Letsencrypt for .onion?

I need a (stupid) ssl certificate for an hidden service to be able to send push notifications (https://developer.mozilla.org/en-US/docs/Web/API/notification). as simple as that. It is technically easy to do, although unsupported.

why doesn’t tor browser itself insert it’s own CA (name constrained locked to .onion domains) and automatically write certificate to onion domain with matching public key?

2 Likes

That would involve putting the certificate authority’s private key in the browser. If I was an attacker I’d just download the browser source code, extract the private key and sign certs for whatever .onion domains I’d like.

2 Likes

At that point, we could ask why browsers don't just treat onion (v3) services as secure contexts? Or even just the "Tor Browser" alone could do so, if it is the de facto browser for the product.

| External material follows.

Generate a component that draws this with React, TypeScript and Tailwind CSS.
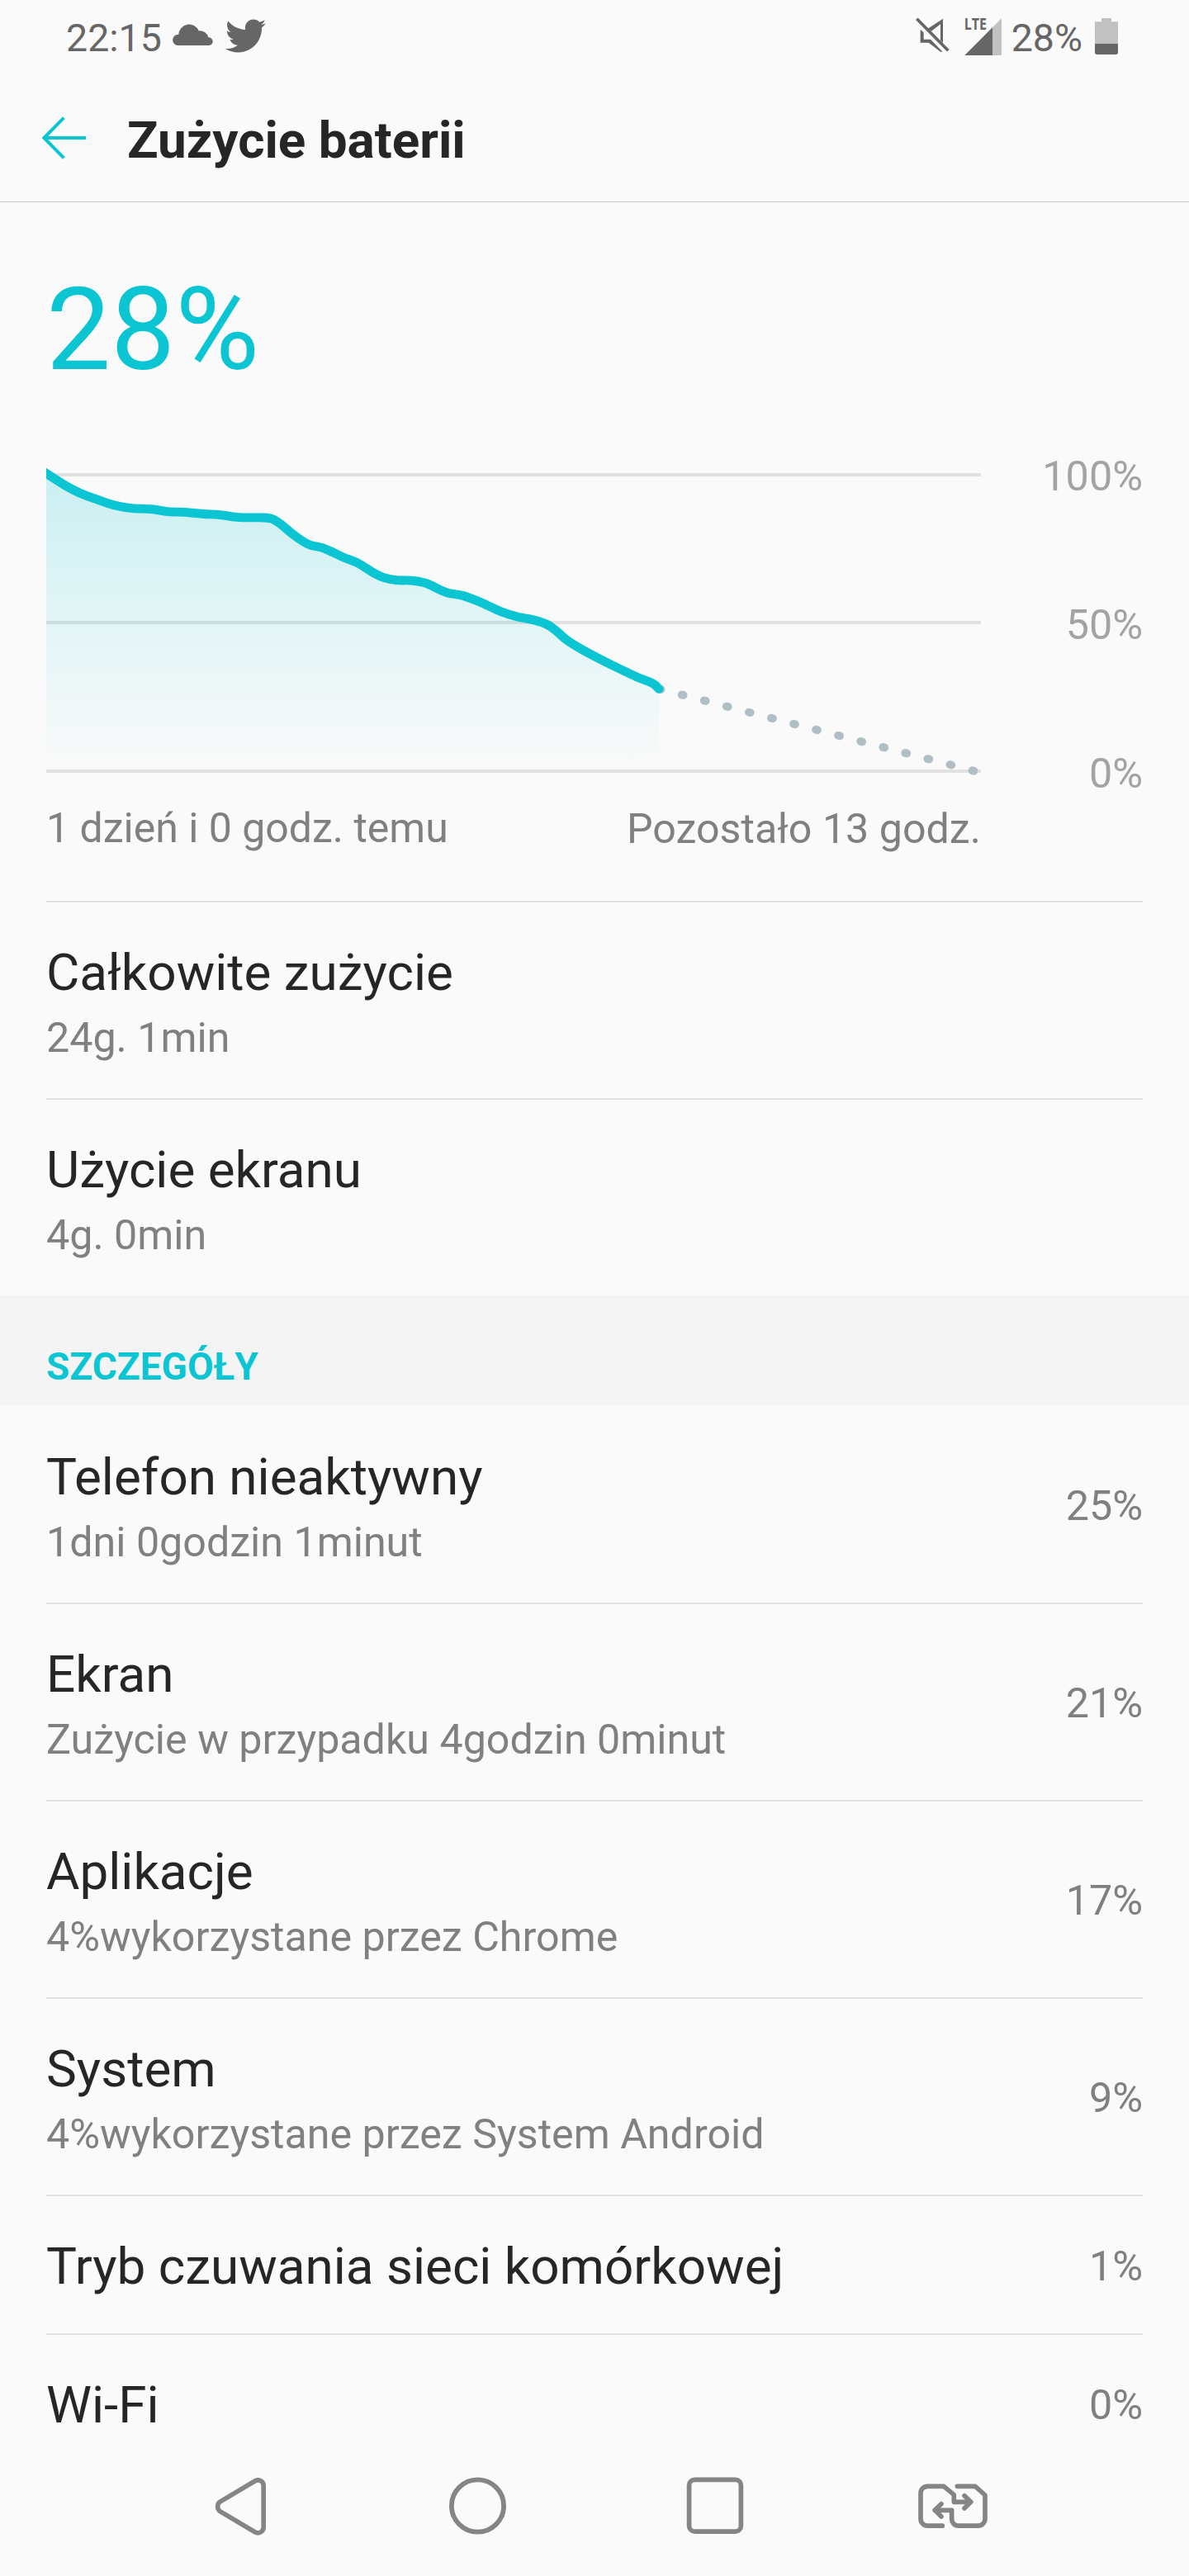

It's not clear to me why, if onion services make the same confidentiality/authenticity/integrity promises as TLS, layering TLS over it is considered productive or beneficial:

From the Tor website:

All traffic between Tor users and onion services is end-to-end encrypted, so you do not need to worry about connecting over HTTPS.

Just defence-in-depth?

3 Likes

Because this is a common perspective, I want to make it very clear why supporting https for .onion domains is important: it makes sense to add an https cert for Onion Services when adding a .onion domain as an alias to an existing, complex site that has http -> https redirects buried everywhere

Personally, I'm trying to add a .onion as a secondary domain for all my existing wordpress sites. Years ago, I migrated from http to https when Let's Encrypt first came out. When I made that transition, I checked all the boxes to "redirect http to https" everywhere I could: in my web server's config, in the caching reverse proxies, in the CMS core config, in various plugins, themes, etc. Now that I'm trying to add a .onion to my existing websites, I'm finding that some of my sites work OK, but others stubbornly refuse to serve traffic over http. They just 301 redirect to https://xyz.onion (which of course doesn't work). Isolating and changing this behavior is non-trivial, especially for large sites.

There's huge privacy benefits to be gained by site admins making their existing websites accessible to tor users through onion services, but--since all our great efforts to migrate from http to https in the past years--it's not always trivial to just point a .onion at a website and have all the infrastructure we hardened just accept serving over http again.

If ACME could support issuing certs for .onion sites, this would lower the barrier of entry for sysadmins to be able to bring their existing websites onto the tor network, which would be another huge benefit for the privacy of Internet users everywhere.

See also:

3 Likes

I definitely agree, currently running into this issue currently trying to make my Mastodon instance available to the Tor network...

2 Likes

Any word on when certs for .onion will become available via certbot?
Isn't is just a matter of giving the registration server access to make HTTP requests over Tor?

For reference:

1 Like

The reason for this is that the browser and the actual TOR client is different softwares. Technically, the browser connects to a SOCKS5 proxy on 127.0.0.1 and then asks it to resolve a .onion domain. If a browser would to treat *.onion as a secure context as itself, a rogue party could hijack the connection of a NON-TOR user, and then ask the browser to redirect to a *.onion URL, which then is, by the attacker, resolved to his server, and he would then gain access to all "secure" tools over a unencrypted connection.

In some cases, the web browser and TOR client won't even run on the same physical hardware, since some users use a "central TOR router" (looks like a normal home router but with custom firmware to handle TOR) to handle their TOR traffic from their whole home network without having to maintain a circuit for every client in their home network.

One thing the TOR software could do, is to add its own .onion CA into the system - and actually GENERATE a keypair (so every .onion system would have different CA private keys) and then mint certificates on-the-fly. For those using TOR in central routers, the name-constrained certificate could be on a downloadable CA link, which was generated during setup of the central TOR server inside home NAT router.

If Let's Encrypt really going to support .onion I have 3 suggestions.

  1. Allow torsocks certbot ... or reroute to Tor SOCKS proxy because the onion servers are probably blocking outgoing traffic except Tor traffic. Last time I run it over torsocks your server rejected Tor request!!!!!
  2. Stop using Cloud flare proxy as LE server. Related to above the Cloud flare is known to block Tor.

That being said I believe the Tor Browser SHOULD ignore the warning and show HTTPSified Onion websites.
Displaying yellow insecure errorscreen, it just does not make sense at all as the Tor traffic is already verified...

If any of you agrees be sure to send your message from https://anonticket.onionize.space/

This isn’t a priority for Let’s Encrypt right now. If and when we support .onion, of course we should consider making our API available over tor itself.